** START **

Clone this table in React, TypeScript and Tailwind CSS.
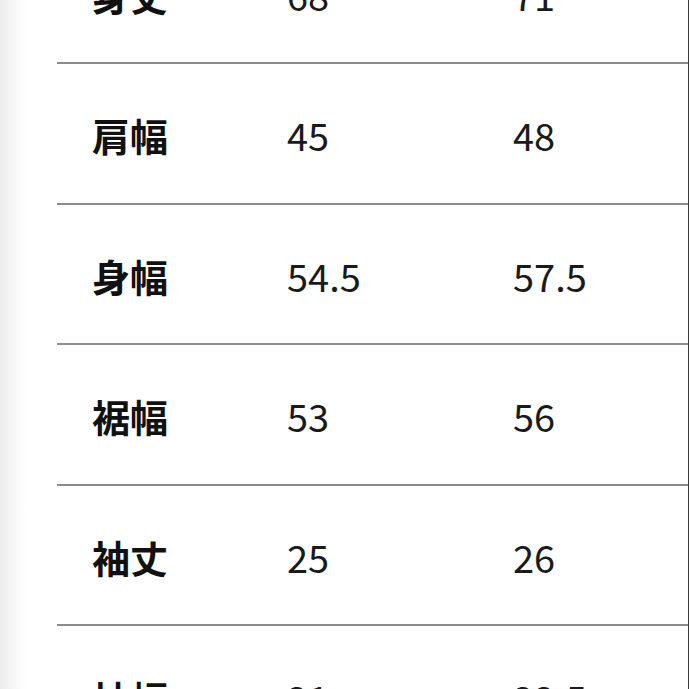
import React from "react";

const rows: [string, string, string][] = [
  ["身丈", "68", "71"],
  ["肩幅", "45", "48"],
  ["身幅", "54.5", "57.5"],
  ["裾幅", "53", "56"],
  ["袖丈", "25", "26"],
  ["袖幅", "21", "22.5"],
];

export default function App() {
  return (
    <div
      className="relative flex h-[689px] w-[689px] overflow-hidden bg-white"
      style={{ fontFamily: '"Noto Sans CJK JP", "Noto Sans", sans-serif' }}
    >
      <div className="h-full w-[26px] shrink-0 bg-gradient-to-r from-[#ececec] to-white" />
      <div className="h-full w-[31px] shrink-0" />
      <div className="flex h-full flex-1 flex-col border-r border-[#3a3a3a]">
        <div className="mt-[-76.6px] flex flex-col">
          {rows.map(([label, a, b]) => (
            <div
              key={label}
              className="flex h-[140.6px] shrink-0 items-center border-b-2 border-[#8c8c8c] pt-[4px] text-[38px] leading-none"
            >
              <div className="w-[230px] pl-[35px] font-bold text-[#111]">{label}</div>
              <div className="w-[226px] text-[#1a1a1a]">{a}</div>
              <div className="flex-1 text-[#1a1a1a]">{b}</div>
            </div>
          ))}
        </div>
      </div>
    </div>
  );
}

** END **

→ What the task asks: Reproduce each line word for word and drop the pictures.

→ Response to this exercise:
Clone this table in React, TypeScript and Tailwind CSS.
import React from "react";

const rows: [string, string, string][] = [
  ["身丈", "68", "71"],
  ["肩幅", "45", "48"],
  ["身幅", "54.5", "57.5"],
  ["裾幅", "53", "56"],
  ["袖丈", "25", "26"],
  ["袖幅", "21", "22.5"],
];

export default function App() {
  return (
    <div
      className="relative flex h-[689px] w-[689px] overflow-hidden bg-white"
      style={{ fontFamily: '"Noto Sans CJK JP", "Noto Sans", sans-serif' }}
    >
      <div className="h-full w-[26px] shrink-0 bg-gradient-to-r from-[#ececec] to-white" />
      <div className="h-full w-[31px] shrink-0" />
      <div className="flex h-full flex-1 flex-col border-r border-[#3a3a3a]">
        <div className="mt-[-76.6px] flex flex-col">
          {rows.map(([label, a, b]) => (
            <div
              key={label}
              className="flex h-[140.6px] shrink-0 items-center border-b-2 border-[#8c8c8c] pt-[4px] text-[38px] leading-none"
            >
              <div className="w-[230px] pl-[35px] font-bold text-[#111]">{label}</div>
              <div className="w-[226px] text-[#1a1a1a]">{a}</div>
              <div className="flex-1 text-[#1a1a1a]">{b}</div>
            </div>
          ))}
        </div>
      </div>
    </div>
  );
}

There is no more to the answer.